Augment Surgical Education
"Safe, immersive operative rehearsal advances safe, efficient ENT care for healthier patients and communities." - Michelle Higgins, MD, PhD, Founder
AugmENT is a simulation technology company with the mission to ensure inclusive and equitable access to otolaryngology surgical education while caring for people and the planet.
Inclusive and equitable access means making the technology that AugmENT develops as broadly available as possible. Toward this end, AugmENT's products and services are sold globally at competitive prices meant to increase access for surgeons in low- to middle-income countries. Surgeons who cannot afford them or access them for whatever reason can qualify to receive donated surgical simulators.
To date, AugmENT and its partners have donated over 400 3D-printed temporal bones to 17 otolaryngology residency programs and medical schools in 12 countries.
Choosing AugmENT means you're choosing to outfit medical students, resident surgeons, and professional surgeons all over the world with the tissues, tools, and teachers needed to practice life-changing procedures.
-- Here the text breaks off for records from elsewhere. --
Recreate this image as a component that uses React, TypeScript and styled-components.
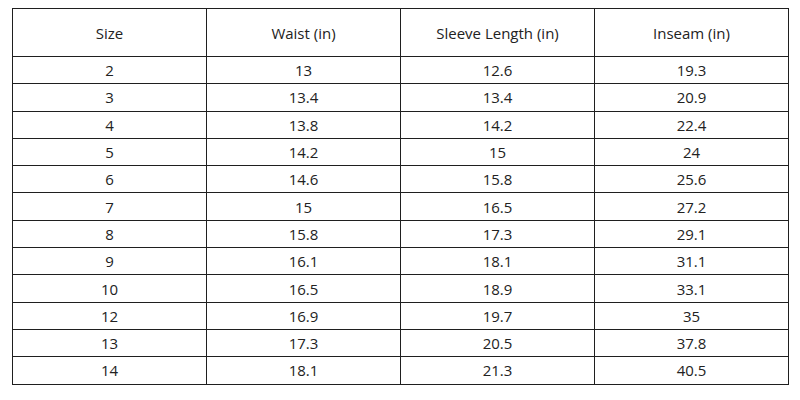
import styled, { createGlobalStyle } from "styled-components";

const GlobalStyle = createGlobalStyle`
  body {
    margin: 0;
    background: #ffffff;
    font-family: "Open Sans", "Noto Sans", sans-serif;
    color: #222222;
  }
`;

const Page = styled.div`
  padding: 8px 11px 0 12px;
`;

const Table = styled.table`
  width: 777px;
  border-collapse: collapse;
  table-layout: fixed;
  font-size: 15px;
`;

const HeadCell = styled.th`
  height: 47px;
  padding: 0;
  font-weight: 400;
  text-align: center;
  border: 1px solid #1f1f1f;
`;

const Cell = styled.td`
  height: 26.3px;
  padding: 0;
  text-align: center;
  border: 1px solid #1f1f1f;
`;

const columns = ["Size", "Waist (in)", "Sleeve Length (in)", "Inseam (in)"];

const rows: string[][] = [
  ["2", "13", "12.6", "19.3"],
  ["3", "13.4", "13.4", "20.9"],
  ["4", "13.8", "14.2", "22.4"],
  ["5", "14.2", "15", "24"],
  ["6", "14.6", "15.8", "25.6"],
  ["7", "15", "16.5", "27.2"],
  ["8", "15.8", "17.3", "29.1"],
  ["9", "16.1", "18.1", "31.1"],
  ["10", "16.5", "18.9", "33.1"],
  ["12", "16.9", "19.7", "35"],
  ["13", "17.3", "20.5", "37.8"],
  ["14", "18.1", "21.3", "40.5"],
];

const App = () => {
  return (
    <Page>
      <GlobalStyle />
      <Table>
        <thead>
          <tr>
            {columns.map((c) => (
              <HeadCell key={c}>{c}</HeadCell>
            ))}
          </tr>
        </thead>
        <tbody>
          {rows.map((r) => (
            <tr key={r[0]}>
              {r.map((v, i) => (
                <Cell key={i}>{v}</Cell>
              ))}
            </tr>
          ))}
        </tbody>
      </Table>
    </Page>
  );
};

export default App;
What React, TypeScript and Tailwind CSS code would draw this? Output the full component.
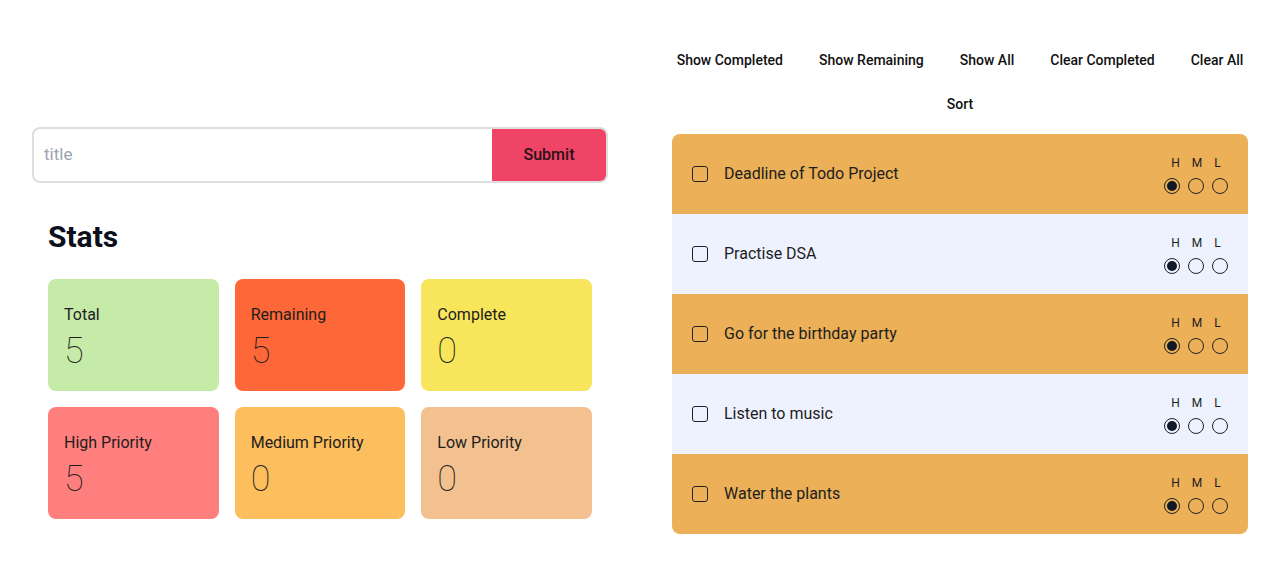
import { useState } from 'react';

type Todo = { id: number; title: string; done: boolean; priority: 'H' | 'M' | 'L' };

const initialTodos: Todo[] = [
  { id: 1, title: 'Deadline of Todo Project', done: false, priority: 'H' },
  { id: 2, title: 'Practise DSA', done: false, priority: 'H' },
  { id: 3, title: 'Go for the birthday party', done: false, priority: 'H' },
  { id: 4, title: 'Listen to music', done: false, priority: 'H' },
  { id: 5, title: 'Water the plants', done: false, priority: 'H' },
];

const actions = ['Show Completed', 'Show Remaining', 'Show All', 'Clear Completed', 'Clear All'];

function StatCard({ label, value, color }: { label: string; value: number; color: string }) {
  return (
    <div className={`flex h-28 flex-col rounded-lg px-4 pt-6 ${color}`}>
      <span className="text-base leading-6 text-[#1d1d1d]">{label}</span>
      <span className="mt-[4px] text-[36px] font-thin leading-10 text-[#1d1d1d]">{value}</span>
    </div>
  );
}

function PriorityPicker({ value }: { value: Todo['priority'] }) {
  return (
    <div className="flex flex-col items-center">
      <div className="flex gap-[12px] text-xs leading-4 text-[#1d1d1d]">
        <span>H</span>
        <span>M</span>
        <span>L</span>
      </div>
      <div className="mt-[7px] flex gap-2">
        {(['H', 'M', 'L'] as const).map((p) => (
          <span key={p} className="flex h-4 w-4 items-center justify-center rounded-full border border-[#222]">
            {value === p && <span className="h-[10px] w-[10px] rounded-full bg-[#111827]" />}
          </span>
        ))}
      </div>
    </div>
  );
}

export default function App() {
  const [todos] = useState(initialTodos);
  const total = todos.length;
  const complete = todos.filter((t) => t.done).length;

  return (
    <div className="grid min-h-[576px] grid-cols-2 items-start gap-16 bg-white px-8 font-['Roboto',sans-serif]">
      <div className="pt-[127px]">
        <div className="flex h-14 overflow-hidden rounded-lg border-2 border-[#dedede]">
          <input
            placeholder="title"
            className="flex-1 px-[10px] text-[17px] text-gray-800 outline-none placeholder:text-[#9ca3af]"
          />
          <button className="w-[114px] bg-[#ef4466] text-base font-medium text-[#2b1118]">Submit</button>
        </div>

        <div className="px-4">
          <h2 className="mt-9 text-3xl font-bold leading-9 text-[#0b0f1a]">Stats</h2>
          <div className="mt-6 grid grid-cols-3 gap-4">
            <StatCard label="Total" value={total} color="bg-[#c6eaa8]" />
            <StatCard label="Remaining" value={total - complete} color="bg-[#fe6839]" />
            <StatCard label="Complete" value={complete} color="bg-[#f7e55c]" />
            <StatCard label="High Priority" value={todos.filter((t) => t.priority === 'H').length} color="bg-[#ff7f7e]" />
            <StatCard label="Medium Priority" value={todos.filter((t) => t.priority === 'M').length} color="bg-[#fdbe5d]" />
            <StatCard label="Low Priority" value={todos.filter((t) => t.priority === 'L').length} color="bg-[#f2c18f]" />
          </div>
        </div>
      </div>

      <div className="pt-[42px]">
        <div className="flex justify-center gap-9">
          {actions.map((a) => (
            <button key={a} className="py-2 text-sm font-medium leading-5 text-[#111]">
              {a}
            </button>
          ))}
        </div>
        <div className="mt-2 flex justify-center">
          <button className="py-2 text-sm font-medium leading-5 text-[#111]">Sort</button>
        </div>

        <ul className="mt-3 overflow-hidden rounded-lg">
          {todos.map((todo, i) => (
            <li
              key={todo.id}
              className={`flex h-20 items-center px-5 ${i % 2 === 0 ? 'bg-[#ebb058]' : 'bg-[#eef2ff]'}`}
            >
              <span className="h-4 w-4 rounded-[3px] border border-[#222]" />
              <span className="ml-4 flex-1 text-base text-[#1d1d1d]">{todo.title}</span>
              <PriorityPicker value={todo.priority} />
            </li>
          ))}
        </ul>
      </div>
    </div>
  );
}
Inclusive and equitable access also means maintaining an open philosophy regarding research and development with the commitment to enhance everyone's practice by sharing skills, knowledge, and technology. Send your feedback to michelle@augment.surgery and join our Community of Practice to share what you know and to learn even more.
Caring for people and planet means aligning business decisions and actions with the United Nations Sustainable Development Goals (SDGs) whenever possible. AugmENT seeks to contribute the most to quality education (SDG 4) and reduced inequalities (SDG 10) with cross-cutting contributions to good health and well-being (SDG 3), industry innovation (SDG 9), and responsible consumption and production (SDG 12).
As the first step forward, AugmENT's manufacturing practices are meant to avoid harm by choosing biohazard-free, biobased, biodegradable, and recycled materials whenever available and appropriate for simulating a given surgery.